Now Hare and Bicât were ‘sleeping directors’ of Portable and Malcolm Griffiths was given carte blanche to set up the workshop company. ‘[We] told him to get on and do whatever he wanted, with the sole condition that it be different from what we had done. This permanent company –‘nobody can be sacked’ - started in April 1972 with Nick Ball; Michael Harringan; Diana Patrick; Mark Penfold; Pat Rossiter and Emma Williams. Griffiths was director, stage manager and, since Augusta Hope left Portable about this time, was also initially the company administrator.

==POTOWOCA==
Portable Theatre Workshop Company - familiarly known as ‘POTOWOCA’ - started with a reworking of Plays for Rubber Go Go Girls in the summer. Their choice of a rarely performed Ibsen play in the autumn, When We Dead Awaken, proved to be ‘quite a traumatic experience for everyone concerned because it had such a vast emotional and imaginative span.’ The Ibsen play was in repertory with Go Go Girls and a new commissioned piece Point 101. Here 7 ten minutes pieces were responses to the idea of Room 101 in Orwell’s Nineteen Eighty-Four. The writers included Michelene Wandor, the only female playwright to be commissioned by Portable and the Ulrike Meinhof section was ‘the result of the company’s collective research and composition’

==England’s Ireland==
As Griffiths’ Portable Theatre Workshop Company were finding their feet, David Hare wished to develop another collaborative writing project – this time about Northern Ireland and especially in response to the Bloody Sunday shootings. England’s Ireland was ‘an episodic look at the history of the British in Northern Ireland with different episodes shown from different perspectives’ The writers: Bicât, Hare, Wilson, Brenton, Brian Clark and Francis Fuchs visiting Belfast whilst researching the play‘ but none of us pretended to be experts’ – Hare and Wilson co-directed . Initially publicity for England’s Ireland utilised the Portable ‘label’ – but presumably to avoid confusion by the end of May ‘Mr. Hare …. announced the formation of Shoot, a company soon to embark on tours of large provincial theatres with plays on public themes’ The political nature of the play and the costs of touring a 12 actor show were problematic: ‘Some managements didn’t like the idea, some didn’t like the play. And many didn’t want to put their heads on the block over a controversial project they didn’t originate’ England’s Ireland opened at the Mickery Theatre, Amsterdam followed by five UK dates

==Going bankrupt==
The Arts Council had insisted that a professional administration be appointed when Augusta Hope had left. Bicât commented ‘ Malcolm [Griffiths] did interesting work with the company, but the administrator failed to administrate.

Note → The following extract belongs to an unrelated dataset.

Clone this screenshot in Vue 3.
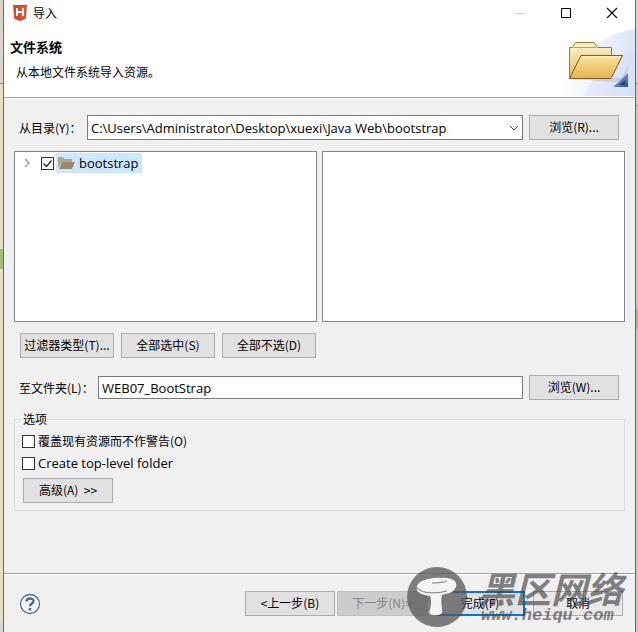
<script setup>
import { ref } from 'vue'

const source = ref('C:\\Users\\Administrator\\Desktop\\xuexi\\Java Web\\bootstrap')
const target = ref('WEB07_BootStrap')
const checked = ref(true)
const overwrite = ref(false)
const topLevel = ref(false)
</script>

<template>
  <div class="desktop">
    <div class="behind left"></div>
    <main class="dialog">
      <header class="banner">
        <div class="titlebar">
          <svg class="logo" viewBox="0 0 14 16">
            <path d="M0 0h14l-1.2 13.7L7 16l-5.800-2.300z" fill="#d84a27" />
            <path d="M7 1h6l-1 12-5 2z" fill="#e2562f" />
            <path d="M4 3v8M10 3v8M4 7h6" stroke="#fff" stroke-width="2" fill="none" />
          </svg>
          <span class="caption">导入</span>
          <button class="win" disabled aria-label="最小化">
            <svg viewBox="0 0 12 12"><path d="M1 6.500h10" stroke="#ccc" /></svg>
          </button>
          <button class="win" aria-label="最大化">
            <svg viewBox="0 0 12 12"><path d="M1.500 1.500h9v9h-9z" fill="none" stroke="#000" /></svg>
          </button>
          <button class="win" aria-label="关闭">
            <svg viewBox="0 0 12 12"><path d="M1 1l10 10M11 1L1 11" stroke="#000" stroke-width="1.100" /></svg>
          </button>
        </div>
        <h1>文件系统</h1>
        <p>从本地文件系统导入资源。</p>
        <svg class="art" viewBox="0 0 75 70">
          <defs>
            <linearGradient id="sky" x1="0" x2="1" y1="0" y2="0">
              <stop offset="0" stop-color="#fff" />
              <stop offset="1" stop-color="#dce5f7" />
            </linearGradient>
            <linearGradient id="back" x1="0" x2="0" y1="0" y2="1">
              <stop offset="0" stop-color="#fdf5d0" />
              <stop offset="1" stop-color="#e3bd62" />
            </linearGradient>
            <linearGradient id="front" x1="0" x2="0" y1="0" y2="1">
              <stop offset="0" stop-color="#f9e3a2" />
              <stop offset="1" stop-color="#e6b34d" />
            </linearGradient>
            <linearGradient id="corner" x1="0" x2="1" y1="0" y2="1">
              <stop offset="0" stop-color="#b9d0ec" />
              <stop offset="1" stop-color="#234d8b" />
            </linearGradient>
          </defs>
          <path d="M0 70C12 30 42 8 75 3v67z" fill="url(#sky)" />
          <path d="M24 70C36 44 53 30 75 25v45z" fill="#cedbf3" opacity=".4" />
          <path d="M9 53l52-1 9-14-6 15-9 3z" fill="#9a92a8" opacity=".3" />
          <path d="M9.500 52V21.500h3l3-5H34l3.500 5h14V51z" fill="url(#back)" stroke="#a37a2a" />
          <path d="M14 21.500h22" stroke="#c49d4c" />
          <path d="M9.500 52.500L21 29.500h41.500L51 52.500z" fill="url(#front)" stroke="#805d18" />
          <path d="M22 31h38" stroke="#fff3c4" />
          <path d="M68 47v14H53z" fill="url(#corner)" />
          <path d="M65 54v5h-6z" fill="#1e467f" />
        </svg>
      </header>

      <section class="content">
        <div class="row source">
          <label for="source">从目录(Y)：</label>
          <select id="source" v-model="source">
            <option>{{ source }}</option>
          </select>
          <button class="btn">浏览(R)...</button>
        </div>

        <div class="panes">
          <div class="pane">
            <div class="node">
              <svg class="arrow" viewBox="0 0 6 10"><path d="M1 1l4 4-4 4" fill="none" stroke="#a6a6a6" stroke-width="1.600" /></svg>
              <input id="node" v-model="checked" type="checkbox">
              <label class="selected" for="node">
                <svg class="folder" viewBox="0 0 17 14">
                  <path d="M0 12V1h5l1.500 2H14v3H4z" fill="#b1a58d" />
                  <path d="M4 6h13l-3 7H1z" fill="#998a6c" />
                </svg>
                bootstrap
              </label>
            </div>
          </div>
          <div class="pane"></div>
        </div>

        <div class="filters">
          <button class="btn">过滤器类型(T)...</button>
          <button class="btn">全部选中(S)</button>
          <button class="btn">全部不选(D)</button>
        </div>

        <div class="row target">
          <label for="target">至文件夹(L)：</label>
          <input id="target" v-model="target" type="text">
          <button class="btn">浏览(W)...</button>
        </div>

        <fieldset>
          <legend>选项</legend>
          <label class="option"><input v-model="overwrite" type="checkbox">覆盖现有资源而不作警告(O)</label>
          <label class="option latin"><input v-model="topLevel" type="checkbox">Create top-level folder</label>
          <button class="btn">高级(A)&nbsp; &gt;&gt;</button>
        </fieldset>
      </section>

      <footer>
        <button class="help" aria-label="帮助">
          <svg viewBox="0 0 22 22">
            <circle cx="11" cy="11" r="9.500" fill="#f3f4f6" stroke="#5b6c91" stroke-width="1.300" />
            <path d="M7.500 8.500C7.500 4.500 14.500 4.500 14.500 8.200 14.500 10.500 11 10.500 11 13.200" fill="none" stroke="#56688f" stroke-width="2.400" />
            <path d="M9.700 15h2.600v2.500H9.700z" fill="#56688f" />
          </svg>
        </button>
        <button class="btn">&lt;上一步(B)</button>
        <button class="btn next" disabled>下一步(N)&gt;</button>
        <button class="btn finish">完成(F)</button>
        <button class="btn cancel">取消</button>
        <div class="watermark">
          <svg viewBox="0 0 60 60">
            <circle cx="30" cy="30" r="30" fill="#555" opacity=".75" />
            <path d="M10 19C12 12 27 10 40 11 50 12 52 19 46 24 43 27 36 27 35 28 33 35 36 42 35 46 32 49 25 49 22 46 24 40 25 34 23 29 16 28 8 26 10 19z" fill="#f4f4f4" />
            <path d="M10 21c7 7 22 5 30 3M25 16c4 0 7 0 11-1 3 0 4-1 3-2" fill="none" stroke="#777" />
          </svg>
          <div class="mark">
            <strong>黑区网络</strong>
            <em>www.heiqu.com</em>
          </div>
        </div>
      </footer>
    </main>
    <div class="behind right"></div>
  </div>
</template>

<style>
body {
  margin: 0;
}
</style>

<style scoped>
* {
  box-sizing: border-box;
}

.desktop {
  display: grid;
  grid-template-columns: 3px 1fr 2px;
  min-height: 100vh;
  font: 12px/16px "Noto Sans CJK SC", sans-serif;
  color: #000;
}

.left {
  background: linear-gradient(#d9d5cb 0 83px, #8a8a8a 83px 84px, #e6dfc8 84px 249px, #9fbd76 249px 269px, #e6dfc8 269px 622px, #d6d6d6 622px);
}

.right {
  background: linear-gradient(#d5d5d5 0 83px, #888 83px 84px, #d0ccc0 84px 105px, #888 105px 106px, #cbc6b5 106px 309px, #b8ad94 309px 329px, #cbc6b5 329px 622px, #c4c8cc 622px);
}

.dialog {
  display: flex;
  flex-direction: column;
  border: solid #2a7ab8;
  border-width: 0 1px;
  background: #f0f0f0;
}

.banner {
  position: relative;
  height: 99px;
  border-bottom: 1px solid #fff;
  background: #fff;
  box-shadow: inset 0 -1px #a0a0a0;
}

.titlebar {
  display: flex;
  align-items: center;
  height: 26px;
  padding-left: 9px;
}

.logo {
  width: 14px;
  height: 16px;
}

.caption {
  flex: 1;
  padding-left: 6px;
}

.win {
  display: flex;
  justify-content: center;
  width: 46px;
  padding: 0;
  border: 0;
  background: none;
}

.win svg {
  width: 12px;
  height: 12px;
}

h1 {
  margin: 13px 0 0 6px;
  font-size: 13px;
  line-height: 16px;
}

p {
  margin: 9px 0 0 12px;
}

.art {
  position: absolute;
  right: 0;
  bottom: 2px;
  width: 75px;
  height: 70px;
}

.content {
  flex: 1;
  padding: 16px 10px 0;
}

.row {
  display: flex;
  align-items: center;
  padding: 0 6px 0 5px;
}

.row label {
  flex: none;
}

.source label {
  width: 68px;
}

.target label {
  width: 79px;
}

.btn {
  flex: none;
  width: 90px;
  height: 25px;
  padding: 0 0 2px;
  border: 1px solid #adadad;
  background: #e1e1e1;
  color: #000;
  font: inherit;
  white-space: nowrap;
}

.row .btn {
  margin-left: 6px;
}

select,
input[type="text"] {
  flex: 1;
  min-width: 0;
  height: 25px;
  padding: 0 3px;
  border: 1px solid #7a7a7a;
  border-radius: 0;
  background: #fff;
  color: #000;
  font: 13px/16px "Open Sans", "Noto Sans CJK SC", sans-serif;
}

input[type="text"] {
  height: 23px;
}

select {
  appearance: none;
  background: #fff url("data:image/svg+xml,%3Csvg xmlns='http://www.w3.org/2000/svg' width='10' height='6'%3E%3Cpath d='M1 1l4 4 4-4' fill='none' stroke='%23444'/%3E%3C/svg%3E") no-repeat right 3px center;
}

.panes {
  display: grid;
  grid-template-columns: 1fr 1fr;
  gap: 5px;
  margin-top: 11px;
}

.pane {
  height: 171px;
  border: 1px solid #828790;
  background: #fff;
}

.node {
  display: flex;
  align-items: center;
  height: 22px;
  padding-left: 9px;
}

.arrow {
  width: 6px;
  height: 10px;
  margin-right: 11px;
}

.selected {
  display: flex;
  align-items: center;
  gap: 4px;
  height: 20px;
  margin-left: 2px;
  padding: 0 3px 0 2px;
  background: #cce8ff;
  font-family: "Open Sans", sans-serif;
  font-size: 13px;
}

.folder {
  width: 17px;
  height: 14px;
}

input[type="checkbox"] {
  appearance: none;
  width: 13px;
  height: 13px;
  margin: 0;
  border: 1px solid #333;
  background: #fff;
}

input[type="checkbox"]:checked {
  background: #fff url("data:image/svg+xml,%3Csvg xmlns='http://www.w3.org/2000/svg' width='11' height='11'%3E%3Cpath d='M1.500 5.500l3 3 5-6' fill='none' stroke='%23222' stroke-width='1.300'/%3E%3C/svg%3E") center no-repeat;
}

.filters {
  display: flex;
  gap: 7px;
  margin-top: 11px;
  padding-left: 6px;
}

.filters .btn {
  width: 94px;
}

.target {
  margin-top: 17px;
}

fieldset {
  margin: 11px 0 0;
  padding: 3px 7px 7px;
  border: 1px solid #dcdcdc;
}

legend {
  padding: 0 1px;
}

.option {
  display: flex;
  align-items: center;
  gap: 3px;
  height: 22px;
}

.latin {
  font-family: "Open Sans", sans-serif;
  font-size: 13px;
}

fieldset .btn {
  display: block;
  margin: 4px 0 0 1px;
}

footer {
  position: relative;
  display: flex;
  align-items: center;
  height: 59px;
  padding: 1px 12px 0 15px;
  border-top: 1px solid #a0a0a0;
  box-shadow: inset 0 1px #fff;
}

.help {
  width: 22px;
  height: 22px;
  margin-right: auto;
  padding: 0;
  border: 0;
  background: none;
}

.help svg {
  display: block;
}

.next {
  margin-left: 2px;
  border-color: #bfbfbf;
  background: #ccc;
  color: #838383;
}

.finish,
.cancel {
  margin-left: 8px;
}

.finish {
  border: 2px solid #0078d7;
}

.cancel {
  background: #e8e8e8;
}

.watermark {
  position: absolute;
  right: 11px;
  bottom: 5px;
  display: flex;
  align-items: center;
  gap: 12px;
  color: #444;
  pointer-events: none;
}

.watermark svg {
  width: 60px;
  height: 60px;
}

.mark {
  display: flex;
  flex-direction: column;
  width: 145px;
  opacity: .65;
}

.mark strong {
  font-size: 36px;
  font-style: italic;
  line-height: 32px;
}

.mark em {
  padding: 5px 0 0 2px;
  font: italic bold 17px/16px "Liberation Mono", monospace;
}
</style>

In 18 months the company was bankrupt.’ Following the winding up of Portable, Hare joined David Aukin and Max Stafford-Clark in the creation of Joint Stock Theatre Company (in 1974) under Joint Stock Theatre Company’s auspices, David Hare directed a Tony Bicat play: Devil’s Island (with Simon Callow in the cast) in 1976. Meanwhile Portable Theatre Workshop Company continued under Griffiths’ guidance with a new name 'Paradise Foundry' Their first productions were Snoo Wilson’s Vampyre and David Edgar’s Operation Iskra. Later there would be company devised pieces - Yin Yan Thank You Ma’am and Plastic prior to that company folding in 1975.